## AIM OF THE EXERCISE
State how many lines of the entries hold the string "this". Reply with the number alone.

## THE DATA
-=-=-=-=-
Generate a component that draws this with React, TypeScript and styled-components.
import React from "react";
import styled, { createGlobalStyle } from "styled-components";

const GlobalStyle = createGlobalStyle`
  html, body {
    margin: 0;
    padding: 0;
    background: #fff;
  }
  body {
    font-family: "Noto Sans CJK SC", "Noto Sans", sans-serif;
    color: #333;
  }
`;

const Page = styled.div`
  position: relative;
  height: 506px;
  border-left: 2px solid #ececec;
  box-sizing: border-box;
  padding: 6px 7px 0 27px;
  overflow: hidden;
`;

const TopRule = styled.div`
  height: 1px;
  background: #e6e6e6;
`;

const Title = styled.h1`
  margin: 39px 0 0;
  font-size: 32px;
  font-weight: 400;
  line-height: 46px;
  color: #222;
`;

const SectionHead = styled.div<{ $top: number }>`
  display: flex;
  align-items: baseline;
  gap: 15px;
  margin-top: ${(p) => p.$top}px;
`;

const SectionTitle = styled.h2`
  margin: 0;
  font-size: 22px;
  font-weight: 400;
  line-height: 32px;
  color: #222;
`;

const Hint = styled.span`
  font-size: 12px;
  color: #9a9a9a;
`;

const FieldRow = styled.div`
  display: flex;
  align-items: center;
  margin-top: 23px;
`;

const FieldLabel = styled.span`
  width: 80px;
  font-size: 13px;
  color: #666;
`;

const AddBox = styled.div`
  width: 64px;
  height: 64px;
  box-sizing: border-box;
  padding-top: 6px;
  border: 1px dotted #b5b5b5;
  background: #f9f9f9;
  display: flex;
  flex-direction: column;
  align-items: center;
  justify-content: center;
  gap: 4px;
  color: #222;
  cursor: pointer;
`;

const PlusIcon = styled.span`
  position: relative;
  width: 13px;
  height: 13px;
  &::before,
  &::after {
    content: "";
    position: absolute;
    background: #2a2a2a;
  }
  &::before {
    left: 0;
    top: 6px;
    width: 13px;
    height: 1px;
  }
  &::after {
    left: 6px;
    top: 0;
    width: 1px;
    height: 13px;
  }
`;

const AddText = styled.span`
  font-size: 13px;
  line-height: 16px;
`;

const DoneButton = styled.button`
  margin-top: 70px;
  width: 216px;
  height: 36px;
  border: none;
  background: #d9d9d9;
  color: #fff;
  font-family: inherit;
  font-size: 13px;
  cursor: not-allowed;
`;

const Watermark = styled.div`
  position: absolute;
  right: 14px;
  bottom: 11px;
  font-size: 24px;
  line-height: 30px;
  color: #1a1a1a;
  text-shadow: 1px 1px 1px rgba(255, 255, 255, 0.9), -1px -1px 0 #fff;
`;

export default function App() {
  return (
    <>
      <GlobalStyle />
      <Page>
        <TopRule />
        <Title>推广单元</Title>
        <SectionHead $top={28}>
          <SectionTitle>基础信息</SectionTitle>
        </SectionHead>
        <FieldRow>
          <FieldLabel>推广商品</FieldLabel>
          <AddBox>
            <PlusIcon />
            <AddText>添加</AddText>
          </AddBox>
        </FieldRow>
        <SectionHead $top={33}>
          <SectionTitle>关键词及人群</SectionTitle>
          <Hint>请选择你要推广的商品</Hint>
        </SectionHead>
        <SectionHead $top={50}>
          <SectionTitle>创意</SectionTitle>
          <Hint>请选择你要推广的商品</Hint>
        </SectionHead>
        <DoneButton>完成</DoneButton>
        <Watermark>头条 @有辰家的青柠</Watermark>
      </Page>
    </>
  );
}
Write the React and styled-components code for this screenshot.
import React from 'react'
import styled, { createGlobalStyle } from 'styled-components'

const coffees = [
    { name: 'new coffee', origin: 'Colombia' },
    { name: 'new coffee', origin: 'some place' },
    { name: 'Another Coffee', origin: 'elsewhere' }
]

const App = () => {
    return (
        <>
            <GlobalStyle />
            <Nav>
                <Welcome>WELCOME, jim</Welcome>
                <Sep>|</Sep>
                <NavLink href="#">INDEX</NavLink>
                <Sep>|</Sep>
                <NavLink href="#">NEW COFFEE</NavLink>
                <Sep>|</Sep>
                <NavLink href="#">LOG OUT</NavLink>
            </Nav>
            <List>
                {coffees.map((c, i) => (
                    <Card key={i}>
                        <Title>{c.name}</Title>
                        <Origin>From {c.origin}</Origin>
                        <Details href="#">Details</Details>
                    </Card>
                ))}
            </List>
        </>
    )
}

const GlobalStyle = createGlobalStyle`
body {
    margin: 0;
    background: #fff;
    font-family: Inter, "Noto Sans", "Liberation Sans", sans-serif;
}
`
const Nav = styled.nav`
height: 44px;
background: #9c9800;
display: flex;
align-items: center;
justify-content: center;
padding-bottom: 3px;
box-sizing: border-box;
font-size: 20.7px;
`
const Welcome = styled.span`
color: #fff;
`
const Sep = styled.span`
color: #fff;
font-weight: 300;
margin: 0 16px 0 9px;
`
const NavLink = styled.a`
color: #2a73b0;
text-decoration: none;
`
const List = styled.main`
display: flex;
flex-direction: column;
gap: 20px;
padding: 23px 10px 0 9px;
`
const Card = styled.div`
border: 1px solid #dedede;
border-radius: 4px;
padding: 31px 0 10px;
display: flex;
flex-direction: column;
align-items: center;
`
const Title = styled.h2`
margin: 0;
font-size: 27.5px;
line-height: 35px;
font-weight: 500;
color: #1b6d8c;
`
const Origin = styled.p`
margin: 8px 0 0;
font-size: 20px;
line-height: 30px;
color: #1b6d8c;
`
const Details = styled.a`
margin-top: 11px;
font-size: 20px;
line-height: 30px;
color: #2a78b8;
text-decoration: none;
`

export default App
-=-=-=-=-
## WORKED SOLUTION
2